Additional headers may be provided by other layers of the infrastructure (varnish, etc). We should confirm header handling before considering the endpoints complete.

Callers are currently providing csrf tokens as a query parameter. For example:

curl -X 'POST' \
  'https://en.wikipedia.org/api/rest_v1/data/lists/?csrf_token=f63c343876da566045e6b59c4532450559c828d3%2B%5C' \
  -H 'accept: application/json; charset=utf-8' \
  -H 'Content-Type: */*' \
  -d '{
  "name": "Planets",
  "description": "Planets of the Solar System"
}'

The token is then included in the forwarded Action API request as a query parameter named "token", which is the normal way the Action API receives tokens. The MediaWiki REST API, on the other hand, includes support for csrf tokens sent as a "token" parameter in the request body. This support is implemented via the TokenAwareHandlerTrait. To avoid forcing callers to make changes, the Reading Lists handlers will need to be able to receive tokens via a "csrf_token" query parameter. TokenAwareTrait won't help with this directly, but code within it might be useful for inspiration.

See the associated Miro board for endpoint map.
See parent task T336693: Re-implement reading lists REST interface outside RESTbase for context and details.

Related Objects

StatusSubtypeAssignedTask
StalledNone
In ProgressNone
In ProgressBPirkle
ResolvedBPirkle
ResolvedBPirkle
ResolvedBPirkle
ResolvedBPirkle
ResolvedBPirkle
ResolvedBPirkle
ResolvedBPirkle
ResolvedBPirkle
ResolvedBPirkle
ResolvedBPirkle
ResolvedBPirkle
ResolvedBPirkle
ResolvedBPirkle
ResolvedBPirkle
ResolvedBPirkle
ResolvedBPirkle

Event Timeline

Change 968971 had a related patch set uploaded (by BPirkle; author: BPirkle):

[mediawiki/extensions/ReadingLists@master] [DNM] Experimental REST handlers, bad code for discussion, do not merge

https://gerrit.wikimedia.org/r/968971

BPirkle renamed this task from Reading List REST Interface: create REST handlers to Reading List REST Interface: create REST endpoints.Nov 14 2023, 1:32 AM
BPirkle updated the task description. (Show Details)

@daniel , I added this sentence into the task description, but I don't have a lot of confidence in it:

At the RESTBase level, response header handling in the existing code is provided by mediawiki_auth_filter.js. This filter (if the author of this task is reading it correctly...) includes any 'cookie', 'x-forwarded-for', or 'x-client-ip' headers provided by the Action API endpoint.

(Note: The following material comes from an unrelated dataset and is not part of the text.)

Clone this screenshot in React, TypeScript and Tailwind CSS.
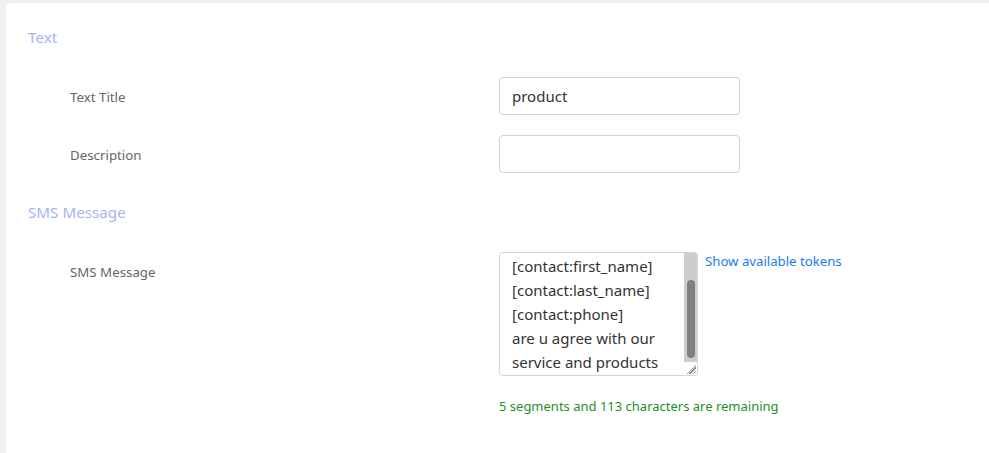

This means that we need to match the header handling provided by Action API for (only) those headers.

Can you fact-check me?

The action API doesn't handle most headers. Authentication cookies are handled by AuthManager, XFF is handled by BlockManager. (Not sure what x-client-ip is used for, if at all.) Integration with those components should be effortless, it happens when you interact with Authority objects (or when those objects are created).

The action API doesn't handle most headers. Authentication cookies are handled by AuthManager, XFF is handled by BlockManager. (Not sure what x-client-ip is used for, if at all.) Integration with those components should be effortless, it happens when you interact with Authority objects (or when those objects are created).

Thank you, that's good news.

I'm also unsure if x-client-ip is used for anything, but it is already included in rest.php responses, so we should be fine there as well:

curl -v "https://en.wikipedia.org/w/rest.php/v1/page/Jupiter/bare"

< HTTP/2 200
< date: Tue, 28 Nov 2023 21:21:55 GMT
< server: mw2292.codfw.wmnet
< x-client-ip: 132.147.157.140

(other headers snipped for brevity)

Change 978599 had a related patch set uploaded (by BPirkle; author: BPirkle):

[mediawiki/extensions/ReadingLists@master] Add token handling trait for use in Reading Lists REST endpoints

https://gerrit.wikimedia.org/r/978599

Change 968971 abandoned by BPirkle:

[mediawiki/extensions/ReadingLists@master] [DNM] Experimental REST handlers, bad code for discussion, do not merge

Reason:

Abandoned in favor of https://gerrit.wikimedia.org/r/c/mediawiki/extensions/ReadingLists/+/972399 (which may itself end up being split into multiple changes...)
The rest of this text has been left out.